Assurances were given by both parties that they would accept the findings of the commission of inquiry, the terms of reference to which are as follows:

“To investigate the working of the railway conciliation and arbitration scheme signed on behalf of the principal railway companies and of three tradeunions of railway employees, at the Board of Trade, on November 6, 1907, and to report what changes (if any) are desirable with a view to the prompt and satisfactory settlement of differences."

On behalf of the Government an assurance was given to the railway companies that they would propose to Parliament at the next session legislation providing that an increase in the cost of labor due to the improvement of conditions for the staff would be a valid justification for a reasonable general increase of charges within the legal maxima if challenged under the act of 1894. During the hearings before the royal commissions neither the railroad workers nor the officials of the companies presented arguments against the principle of conciliation and arbitration. The men were dissatisfied primarily with the working of the arrangement. Their complaints centered around two points-first, the absence of any recognition of the unions and the refusal of many of the companies to treat with the men as equal parties in the conciliation proceedings, and, second, the alleged violation by the companies of the spirit and intent of the agreement by delaying its working unreasonably, by claiming the right to be sole interpreters of the awards when given, and by varying conditions of work after awards had been given, so that those who would otherwise have profited by these awards gained no advantage from them. The men stated that they had very serious grievances in the matters of long hours, low wages, and oppressive conditions of work, and that the agreement of 1907 had been so perverted from its true purpose that it was merely an ingenious device for preventing any remedial action.

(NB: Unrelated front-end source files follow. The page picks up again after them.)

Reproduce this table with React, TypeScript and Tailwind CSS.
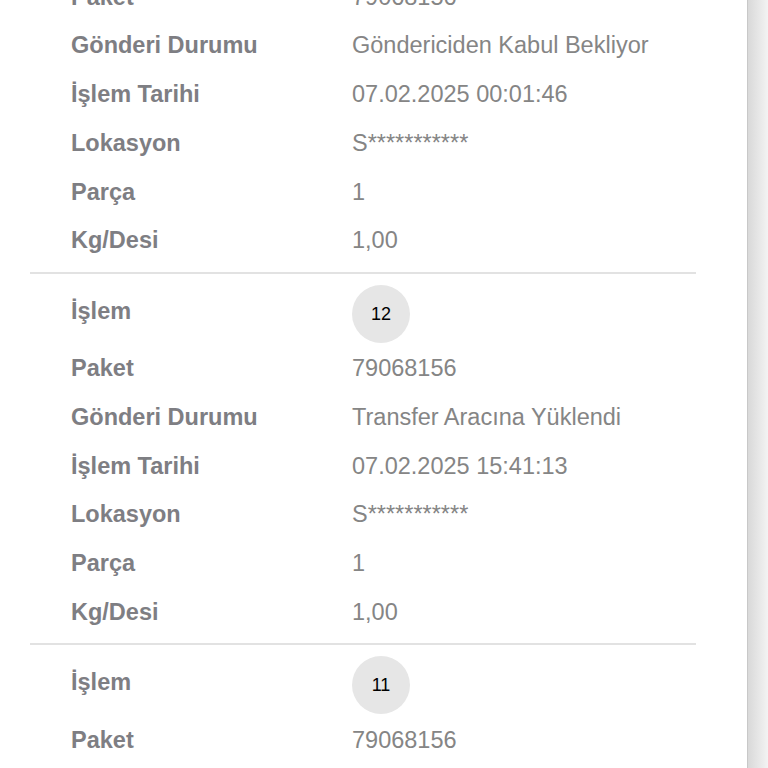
const rows = (status: string, date: string) => [
  { label: 'Paket', value: '79068156' },
  { label: 'Gönderi Durumu', value: status },
  { label: 'İşlem Tarihi', value: date },
  { label: 'Lokasyon', value: 'S***********' },
  { label: 'Parça', value: '1' },
  { label: 'Kg/Desi', value: '1,00' },
];

const steps = [
  { no: 13, status: 'Göndericiden Kabul Bekliyor', date: '07.02.2025 00:01:46' },
  { no: 12, status: 'Transfer Aracına Yüklendi', date: '07.02.2025 15:41:13' },
  { no: 11, status: 'Transfer Aracına Yüklendi', date: '07.02.2025 15:41:13' },
];

function Row({ label, value }: { label: string; value: string }) {
  return (
    <div className="flex h-[48.75px] items-center">
      <div className="w-[322px] pl-[41px] font-bold text-[#7e7e83]">{label}</div>
      <div className="text-[#858585]">{value}</div>
    </div>
  );
}

function Step({ no, status, date }: { no: number; status: string; date: string }) {
  return (
    <section className="border-t-2 border-[#e2e2e2] pt-[11px] pb-[6px]">
      <div className="mb-[2px] flex h-[58px] items-center">
        <div className="w-[322px] pb-1 pl-[41px] font-bold text-[#7e7e83]">İşlem</div>
        <div className="flex h-[58px] w-[58px] items-center justify-center rounded-full bg-[#e6e6e6] text-[18px] text-black">
          {no}
        </div>
      </div>
      {rows(status, date).map((r) => (
        <Row key={r.label} label={r.label} value={r.value} />
      ))}
    </section>
  );
}

export default function App() {
  return (
    <div className="flex h-[768px] w-[768px] overflow-hidden bg-[#efefef] font-['Liberation_Sans',Arial,sans-serif] text-[23.5px] leading-none">
      <div className="w-[747px] shrink-0 bg-white pl-[30px]">
        <div className="-mt-[100px] w-[666px]">
          {steps.map((s) => (
            <Step key={s.no} no={s.no} status={s.status} date={s.date} />
          ))}
        </div>
      </div>
      <div className="flex-1 border-l border-[#c8c8c8] bg-gradient-to-r from-[#d9d9d9] to-[#f3f3f3]" />
    </div>
  );
}
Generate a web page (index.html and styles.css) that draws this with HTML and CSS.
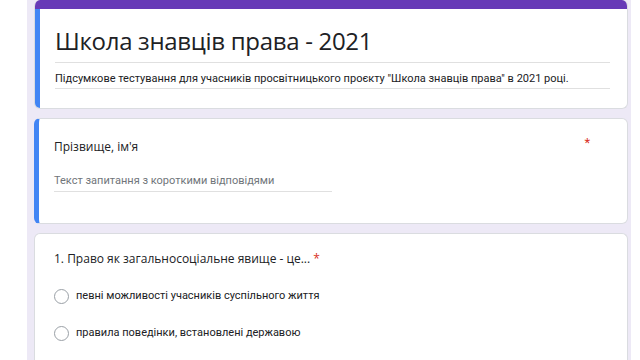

The representatives of the railway companies who testified before the commission denied the charges of delay and bad faith in the working of the scheme of 1907, and on their side complained strongly of the recent strike as a breach of the agreement. They also claimed that they had signed the agreement on the understanding that the question of recognition was not to be raised during its existence, and for the men to bring forward that demand was a violation of their bargain which showed the futility of entering into negotiations with the unions. For the most part the companies were fairly well satisfied with the scheme of 1907, though they suggested various changes which would make it work more satisfactorily.

REPORT OF THE ROYAL COMMISSION.

The royal commission, after reviewing the evidence, suggested certain amendments to the scheme of 1907 designed to secure promptness of settlement, uniformity of procedure, and finality of decision.

It was suggested that the central boards be abolished, and that the sectional boards, with some alterations and additions, should perform the conciliation work not settled by direct negotiations between the parties concerned. All matters of difference dealing with rates of wages, hours of labor, or conditions of service other than matters of management or discipline, if not settled by conference between deputations of the men and the company, should be referred to the conciliation boards.

Either side of a board, by 14 days' notice, might ask for a special meeting, submitting the matter to be discussed. A neutral chairman was provided for, to be selected by the conciliation boards from a panel to be prepared by the Board of Trade, the same chairman to act for all the boards on a system during the entire period of office of those boards. The fees and expenses of the chairman were to be paid by the Board of Trade. Any differences arising as to matters to be placed on the program should be decided by the chairman, as well as any question of interpretation not settled by the board.

The scheme proposed by the commission, as can be readily seen, contemplated the final settlement of disputes by conciliation boards, if possible without a chairman, but if conciliation failed, then by bringing in a chairman. The report of the commission, however, was received adversely by the men, and, as the result of further conferences between the employees and the railroad held under the direction of the Board of Trade, modifications were made, involving important concessions to the men. It was agreed that—

the employers must receive a deputation, if the men wish to send one, within 14 days of the receipt of a petition. Petitions and answers must be made in writing, thus avoiding some possibilities of misunderstanding. Clause 2, providing that if the employees wish to apply for any changes a petition must be presented, signed by 25 per cent of those affected, was altered to provide that special meetings of the conciliation boards might be held at once, at which the necessary percentage should be decided upon; if the two sides were unable to agree, the 25 per cent should stand. Clauses 5 and 6 were amended to provide that, in the case of a company wishing to alter adversely wages, hours, or conditions of service, it must notify the workers concerned, and the matter must be brought up and passed upon at the next meeting of the conciliation board, the change not becoming effective until the board had approved it or the chairman given his decision in its favor. Variations in trip rates, if unsatisfactory to the men, might be referred to the next meeting of the conciliation board, and its decision should be retroactive. Alterations in existing settlements might be made at the meeting of the conciliation boards to be held in May, 1912, but should not take effect till July, 1912. A number of other amendments were made, all in the direction of securing a smoother working of the scheme. In addition, the railway representatives present bound their own roads to pay extra and casual men for the time actually worked at rates not lower than the minimum rates paid regular employees for the same work, and undertook to get other companies to adopt the same arrangement. The plan as amended was signed December 11, 1911.

SCHEME FOR DEALING WITH QUESTIONS AFFECTING WAGES, HOURS, OR CONDITIONS OF SERVICE OF RAILWAY EMPLOYEES ENGAGED IN MANIPULATION OF TRAFFIC.

Following is given the text of the proposed new scheme of conciliation and arbitration as suggested in the report of the royal commission of 1911. The scheme as here given is as recommended by the commission:

STEPS PRELIMINARY TO THE BRINGING OF BUSINESS BEFORE CONCILIATION BOARDS.

1. Unless otherwise mutually arranged the procedure laid down in paragraphs 2 to 8 shall be adopted.

2. If the employees forming a grade, or combination of grades having a common interest, wish to bring to the notice of the company a matter affecting their rates of wages, hours of labor, or conditions of service, or (at this stage) any questions affecting the contractual relations between the company and its employees, a petition shall be presented signed by at least 25 per cent of those concerned. The petition shall name a suitable number of employees of the company whom the petitioners desire to form a deputation. The company shall receive the deputation and shall give a reply to the petitioners within 28 days of its reception.